上一篇：Elasticsearch源码：写入流程原理分析(一)

3.2.5 写主分片节点流程

代码入口：TransportReplicationAction.PrimaryOperationTransportHandler#messageReceived，然后进入AsyncPrimaryAction#doRun方法。
检查请求： 1.当前是否为主分片；2.allocationId是否是预期值；3.PrimaryTerm是否是预期值
[mw_shl_code=java,true]          if (shardRouting.primary() == false) {
            .....
         }
         final String actualAllocationId = shardRouting.allocationId().getId();
         if (actualAllocationId.equals(targetAllocationID) == false) {
            ......
         }
         final long actualTerm = indexShard.getPendingPrimaryTerm();
         if (actualTerm != primaryTerm) {
                  ......
         }
[/mw_shl_code]

查看主分片是否迁移：

如果已经迁移：1.将phase状态设为“primary_delegation”；2.关闭当前分片的primaryShardReference，及时释放资源；3.获取已经迁移到的目标节点，将请求转发到该节点，并等待执行结果；4.拿到结果后，将task状态更新为“finish”。

[mw_shl_code=java,true]                   transportService.sendRequest(relocatingNode, transportPrimaryAction,
                     new ConcreteShardRequest<>(request, primary.allocationId().getRelocationId(), primaryTerm),
                     transportOptions,
                     new TransportChannelResponseHandler<Response>(logger, channel, "rerouting indexing to target primary " + primary,
                        reader) {
                        @Override
                        public void handleResponse(Response response) {
                              setPhase(replicationTask, "finished");
                              super.handleResponse(response);
                        }
                        @Override
                        public void handleException(TransportException exp) {
                              setPhase(replicationTask, "finished");
                              super.handleException(exp);
                        }
                     });
[/mw_shl_code]

如果没有迁移：

1.将task状态更新为“primary”；2.主分片准备操作(主要部分)；3.转发请求给副本分片

[mw_shl_code=java,true]setPhase(replicationTask, "primary");
                  final ActionListener<Response> listener = createResponseListener(primaryShardReference);
                  createReplicatedOperation(request,
                     ActionListener.wrap(result -> result.respond(listener), listener::onFailure),
                     primaryShardReference).execute(); //入口
[/mw_shl_code]

primary所在的node收到协调节点发过来的写入请求后，开始正式执行写入的逻辑，写入执行的入口是在ReplicationOperation类的execute方法，该方法中执行的两个关键步骤是，首先写主shard，如果主shard写入成功，再将写入请求发送到从shard所在的节点。

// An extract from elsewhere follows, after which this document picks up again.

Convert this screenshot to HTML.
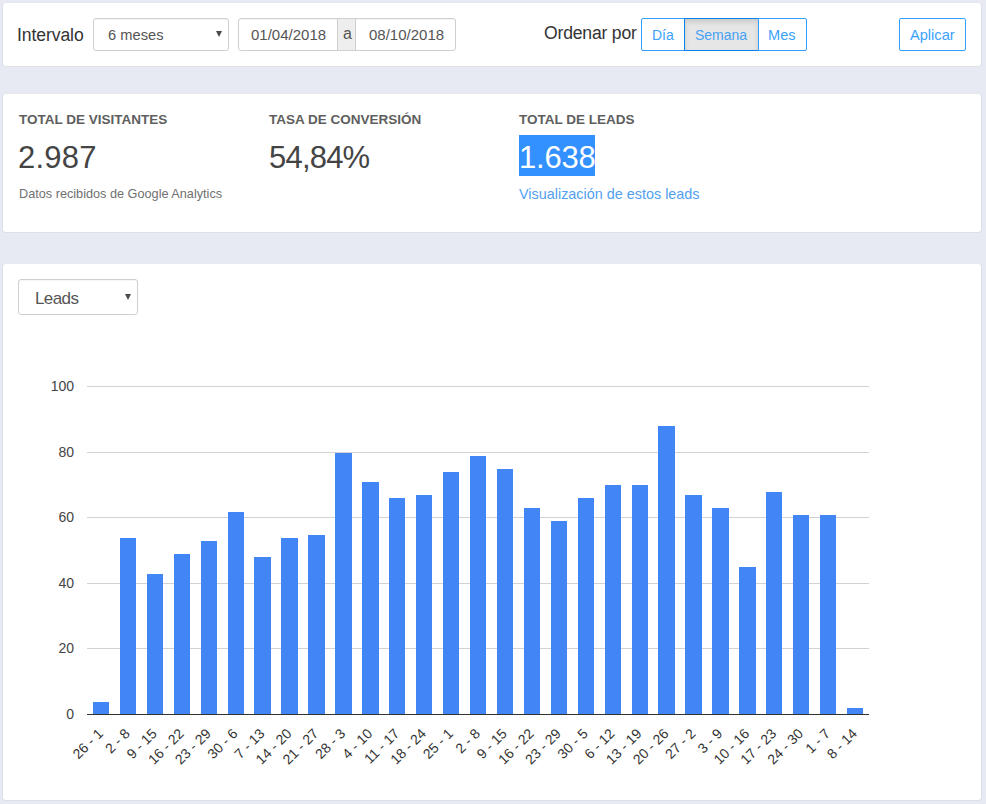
<!DOCTYPE html>
<html><head><meta charset="utf-8">
<style>
*{box-sizing:border-box;margin:0;padding:0}
html,body{width:986px;height:804px;overflow:hidden;background:#e7eaf2;font-family:"Liberation Sans",sans-serif;color:#333}
.abs{position:absolute}
.panel{position:absolute;left:2px;width:980px;background:#fff;border:1px solid #dde1e7;border-top-color:#e5e8ef;border-radius:4px}
.ctl{position:absolute;border:1px solid #cfcfcf;background:#fff;border-radius:3px;box-shadow:inset 0 1px 1px rgba(0,0,0,.04)}
.txt{position:absolute;white-space:nowrap;line-height:1}
.arrow{position:absolute;width:0;height:0;border-left:3px solid transparent;border-right:3px solid transparent;border-top:6px solid #4a4a4a}
.btn{position:absolute;border:1px solid #34a0fd;color:#3aa2fc;font-size:14px;text-align:center;background:#fff}
</style></head><body>
<div class="panel" style="top:2px;height:65px"></div>
<div class="panel" style="top:93px;height:140px"></div>
<div class="panel" style="top:263px;height:538px"></div>

<div class="txt" style="left:17px;top:27px;font-size:17.6px;letter-spacing:-0.1px;color:#333">Intervalo</div>
<div class="ctl" style="left:93px;top:18px;width:136px;height:33px"></div>
<div class="txt" style="left:108px;top:28px;font-size:14.7px;color:#555">6 meses</div>
<div class="arrow" style="left:216px;top:31px"></div>

<div class="ctl" style="left:238px;top:18px;width:218px;height:33px"></div>
<div class="abs" style="left:337px;top:19px;width:19px;height:31px;background:#eeeeee;border-left:1px solid #cfcfcf;border-right:1px solid #cfcfcf"></div>
<div class="txt" style="left:251px;top:27px;font-size:15px;color:#555">01/04/2018</div>
<div class="txt" style="left:343px;top:26px;font-size:16px;color:#555">a</div>
<div class="txt" style="left:369px;top:27px;font-size:15px;color:#555">08/10/2018</div>

<div class="txt" style="left:544px;top:25px;font-size:17.6px;letter-spacing:-0.2px;color:#333">Ordenar por</div>
<div class="btn" style="left:641px;top:18px;width:44px;height:33px;border-radius:2px 0 0 2px"></div>
<div class="btn" style="left:684px;top:18px;width:75px;height:33px;background:#e6e6e6;box-shadow:inset 0 3px 5px rgba(0,0,0,.125);border-color:#0880ef"></div>
<div class="btn" style="left:758px;top:18px;width:49px;height:33px;border-radius:0 2px 2px 0"></div>
<div class="txt" style="left:652px;top:28px;font-size:14px;color:#3aa2fc">Día</div>
<div class="txt" style="left:695px;top:28px;font-size:14px;color:#46a2f6">Semana</div>
<div class="txt" style="left:768px;top:28px;font-size:14.6px;color:#3aa2fc">Mes</div>

<div class="btn" style="left:899px;top:18px;width:67px;height:33px;border-radius:2px"></div>
<div class="txt" style="left:910px;top:28px;font-size:14.6px;color:#3aa2fc">Aplicar</div>

<div class="txt" style="left:19px;top:113px;font-size:13.5px;font-weight:bold;color:#5e5e5e">TOTAL DE VISITANTES</div>
<div class="txt" style="left:18px;top:142px;font-size:31px;letter-spacing:0.2px;color:#444">2.987</div>
<div class="txt" style="left:19px;top:188px;font-size:12.7px;color:#707070">Datos recibidos de Google Analytics</div>

<div class="txt" style="left:269px;top:113px;font-size:13.5px;font-weight:bold;color:#5e5e5e">TASA DE CONVERSIÓN</div>
<div class="txt" style="left:269px;top:142px;font-size:31px;letter-spacing:-0.8px;color:#444">54,84%</div>

<div class="txt" style="left:519px;top:113px;font-size:13.5px;font-weight:bold;color:#5e5e5e">TOTAL DE LEADS</div>
<div class="abs" style="left:519px;top:135px;width:76px;height:41px;background:#3390ff"></div>
<div class="txt" style="left:519px;top:142px;font-size:31px;letter-spacing:-0.2px;color:#fff">1.638</div>
<div class="txt" style="left:519px;top:187px;font-size:14.4px;color:#529ff0">Visualización de estos leads</div>

<div class="ctl" style="left:18px;top:279px;width:120px;height:36px"></div>
<div class="txt" style="left:35px;top:290px;font-size:17px;letter-spacing:-0.6px;color:#555">Leads</div>
<div class="arrow" style="left:125px;top:294px"></div>

<svg width="986" height="804" style="position:absolute;left:0;top:0">
<rect x="87" y="648" width="782" height="1" fill="#d2d2d2"/>
<text x="74" y="653" text-anchor="end" font-family="Liberation Sans" font-size="14" fill="#444444">20</text>
<rect x="87" y="583" width="782" height="1" fill="#d2d2d2"/>
<text x="74" y="588" text-anchor="end" font-family="Liberation Sans" font-size="14" fill="#444444">40</text>
<rect x="87" y="517" width="782" height="1" fill="#d2d2d2"/>
<text x="74" y="522" text-anchor="end" font-family="Liberation Sans" font-size="14" fill="#444444">60</text>
<rect x="87" y="452" width="782" height="1" fill="#d2d2d2"/>
<text x="74" y="457" text-anchor="end" font-family="Liberation Sans" font-size="14" fill="#444444">80</text>
<rect x="87" y="386" width="782" height="1" fill="#d2d2d2"/>
<text x="74" y="391" text-anchor="end" font-family="Liberation Sans" font-size="14" fill="#444444">100</text>
<text x="74" y="719" text-anchor="end" font-family="Liberation Sans" font-size="14" fill="#444444">0</text>
<rect x="93" y="702" width="16" height="13" fill="#4285f4"/>
<rect x="120" y="538" width="16" height="177" fill="#4285f4"/>
<rect x="147" y="574" width="16" height="141" fill="#4285f4"/>
<rect x="174" y="554" width="16" height="161" fill="#4285f4"/>
<rect x="201" y="541" width="16" height="174" fill="#4285f4"/>
<rect x="228" y="512" width="16" height="203" fill="#4285f4"/>
<rect x="254" y="557" width="17" height="158" fill="#4285f4"/>
<rect x="281" y="538" width="17" height="177" fill="#4285f4"/>
<rect x="308" y="535" width="17" height="180" fill="#4285f4"/>
<rect x="335" y="453" width="17" height="262" fill="#4285f4"/>
<rect x="362" y="482" width="17" height="233" fill="#4285f4"/>
<rect x="389" y="498" width="16" height="217" fill="#4285f4"/>
<rect x="416" y="495" width="16" height="220" fill="#4285f4"/>
<rect x="443" y="472" width="16" height="243" fill="#4285f4"/>
<rect x="470" y="456" width="16" height="259" fill="#4285f4"/>
<rect x="497" y="469" width="16" height="246" fill="#4285f4"/>
<rect x="524" y="508" width="16" height="207" fill="#4285f4"/>
<rect x="551" y="521" width="16" height="194" fill="#4285f4"/>
<rect x="578" y="498" width="16" height="217" fill="#4285f4"/>
<rect x="605" y="485" width="16" height="230" fill="#4285f4"/>
<rect x="632" y="485" width="16" height="230" fill="#4285f4"/>
<rect x="658" y="426" width="17" height="289" fill="#4285f4"/>
<rect x="685" y="495" width="17" height="220" fill="#4285f4"/>
<rect x="712" y="508" width="17" height="207" fill="#4285f4"/>
<rect x="739" y="567" width="17" height="148" fill="#4285f4"/>
<rect x="766" y="492" width="16" height="223" fill="#4285f4"/>
<rect x="793" y="515" width="16" height="200" fill="#4285f4"/>
<rect x="820" y="515" width="16" height="200" fill="#4285f4"/>
<rect x="847" y="708" width="16" height="7" fill="#4285f4"/>
<rect x="87" y="714" width="782" height="1" fill="#333333"/>
<text x="103.95" y="734.40" text-anchor="end" transform="rotate(-45 103.95 734.40)" font-family="Liberation Sans" font-size="14" fill="#333333">26 - 1</text>
<text x="130.88" y="734.40" text-anchor="end" transform="rotate(-45 130.88 734.40)" font-family="Liberation Sans" font-size="14" fill="#333333">2 - 8</text>
<text x="157.81" y="734.40" text-anchor="end" transform="rotate(-45 157.81 734.40)" font-family="Liberation Sans" font-size="14" fill="#333333">9 - 15</text>
<text x="184.74" y="734.40" text-anchor="end" transform="rotate(-45 184.74 734.40)" font-family="Liberation Sans" font-size="14" fill="#333333">16 - 22</text>
<text x="211.67" y="734.40" text-anchor="end" transform="rotate(-45 211.67 734.40)" font-family="Liberation Sans" font-size="14" fill="#333333">23 - 29</text>
<text x="238.60" y="734.40" text-anchor="end" transform="rotate(-45 238.60 734.40)" font-family="Liberation Sans" font-size="14" fill="#333333">30 - 6</text>
<text x="265.53" y="734.40" text-anchor="end" transform="rotate(-45 265.53 734.40)" font-family="Liberation Sans" font-size="14" fill="#333333">7 - 13</text>
<text x="292.46" y="734.40" text-anchor="end" transform="rotate(-45 292.46 734.40)" font-family="Liberation Sans" font-size="14" fill="#333333">14 - 20</text>
<text x="319.39" y="734.40" text-anchor="end" transform="rotate(-45 319.39 734.40)" font-family="Liberation Sans" font-size="14" fill="#333333">21 - 27</text>
<text x="346.32" y="734.40" text-anchor="end" transform="rotate(-45 346.32 734.40)" font-family="Liberation Sans" font-size="14" fill="#333333">28 - 3</text>
<text x="373.25" y="734.40" text-anchor="end" transform="rotate(-45 373.25 734.40)" font-family="Liberation Sans" font-size="14" fill="#333333">4 - 10</text>
<text x="400.18" y="734.40" text-anchor="end" transform="rotate(-45 400.18 734.40)" font-family="Liberation Sans" font-size="14" fill="#333333">11 - 17</text>
<text x="427.11" y="734.40" text-anchor="end" transform="rotate(-45 427.11 734.40)" font-family="Liberation Sans" font-size="14" fill="#333333">18 - 24</text>
<text x="454.04" y="734.40" text-anchor="end" transform="rotate(-45 454.04 734.40)" font-family="Liberation Sans" font-size="14" fill="#333333">25 - 1</text>
<text x="480.97" y="734.40" text-anchor="end" transform="rotate(-45 480.97 734.40)" font-family="Liberation Sans" font-size="14" fill="#333333">2 - 8</text>
<text x="507.90" y="734.40" text-anchor="end" transform="rotate(-45 507.90 734.40)" font-family="Liberation Sans" font-size="14" fill="#333333">9 - 15</text>
<text x="534.83" y="734.40" text-anchor="end" transform="rotate(-45 534.83 734.40)" font-family="Liberation Sans" font-size="14" fill="#333333">16 - 22</text>
<text x="561.76" y="734.40" text-anchor="end" transform="rotate(-45 561.76 734.40)" font-family="Liberation Sans" font-size="14" fill="#333333">23 - 29</text>
<text x="588.69" y="734.40" text-anchor="end" transform="rotate(-45 588.69 734.40)" font-family="Liberation Sans" font-size="14" fill="#333333">30 - 5</text>
<text x="615.62" y="734.40" text-anchor="end" transform="rotate(-45 615.62 734.40)" font-family="Liberation Sans" font-size="14" fill="#333333">6 - 12</text>
<text x="642.55" y="734.40" text-anchor="end" transform="rotate(-45 642.55 734.40)" font-family="Liberation Sans" font-size="14" fill="#333333">13 - 19</text>
<text x="669.48" y="734.40" text-anchor="end" transform="rotate(-45 669.48 734.40)" font-family="Liberation Sans" font-size="14" fill="#333333">20 - 26</text>
<text x="696.41" y="734.40" text-anchor="end" transform="rotate(-45 696.41 734.40)" font-family="Liberation Sans" font-size="14" fill="#333333">27 - 2</text>
<text x="723.34" y="734.40" text-anchor="end" transform="rotate(-45 723.34 734.40)" font-family="Liberation Sans" font-size="14" fill="#333333">3 - 9</text>
<text x="750.27" y="734.40" text-anchor="end" transform="rotate(-45 750.27 734.40)" font-family="Liberation Sans" font-size="14" fill="#333333">10 - 16</text>
<text x="777.20" y="734.40" text-anchor="end" transform="rotate(-45 777.20 734.40)" font-family="Liberation Sans" font-size="14" fill="#333333">17 - 23</text>
<text x="804.13" y="734.40" text-anchor="end" transform="rotate(-45 804.13 734.40)" font-family="Liberation Sans" font-size="14" fill="#333333">24 - 30</text>
<text x="831.06" y="734.40" text-anchor="end" transform="rotate(-45 831.06 734.40)" font-family="Liberation Sans" font-size="14" fill="#333333">1 - 7</text>
<text x="857.99" y="734.40" text-anchor="end" transform="rotate(-45 857.99 734.40)" font-family="Liberation Sans" font-size="14" fill="#333333">8 - 14</text>
</svg>
</body></html>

[mw_shl_code=java,true] public void execute() throws Exception {
      .......
      //关键，这里开始执行写主分片
      primaryResult = primary.perform(request);
            .......
      final ReplicaRequest replicaRequest = primaryResult.replicaRequest();
      if (replicaRequest != null) {
                     ........
         markUnavailableShardsAsStale(replicaRequest, replicationGroup);
         // 关键步骤，写完primary后这里转发请求到replicas
         performOnReplicas(replicaRequest, globalCheckpoint, maxSeqNoOfUpdatesOrDeletes, replicationGroup);
      }
      successfulShards.incrementAndGet();  // mark primary as successful
      decPendingAndFinishIfNeeded();
}
[/mw_shl_code]

下面，我们来看写primary的关键代码，写primary入口函数为TransportShardBulkAction#shardOperationOnPrimary，最后走入到index(…) --> InternalEngine#index()的过程，这是写数据的主要过程。先是通过index获取对应的策略，即plan，通过plan执行对应操作，如要正常写入，则到了indexIntoLucene(…)，然后写translog。如下所示：

[mw_shl_code=java,true] public IndexResult index(Index index) throws IOException {
                        .......
            final IndexResult indexResult;
            if (plan.earlyResultOnPreFlightError.isPresent()) {
                  indexResult = plan.earlyResultOnPreFlightError.get();
                  assert indexResult.getResultType() == Result.Type.FAILURE : indexResult.getResultType();
            } else if (plan.indexIntoLucene || plan.addStaleOpToLucene) {
                     // 将数据写入lucene，最终会调用lucene的文档写入接口
                  indexResult = indexIntoLucene(index, plan);
            } else {
                  indexResult = new IndexResult(
                     plan.versionForIndexing, getPrimaryTerm(), plan.seqNoForIndexing, plan.currentNotFoundOrDeleted);
            }
            if (index.origin().isFromTranslog() == false) {
                  final Translog.Location location;
                  if (indexResult.getResultType() == Result.Type.SUCCESS) {
                     location = translog.add(new Translog.Index(index, indexResult)); //写translog
                  ......
                  indexResult.setTranslogLocation(location);
            }
            .......
      }
[/mw_shl_code]

ES的写入操作是先写lucene，将数据写入到lucene内存后再写translog。ES之所以先写lucene后写log主要原因大概是写入Lucene时，Lucene会再对数据进行一些检查，有可能出现写入Lucene失败的情况。如果先写translog，那么就要处理写入translog成功但是写入Lucene一直失败的问题，所以ES采用了先写Lucene的方式。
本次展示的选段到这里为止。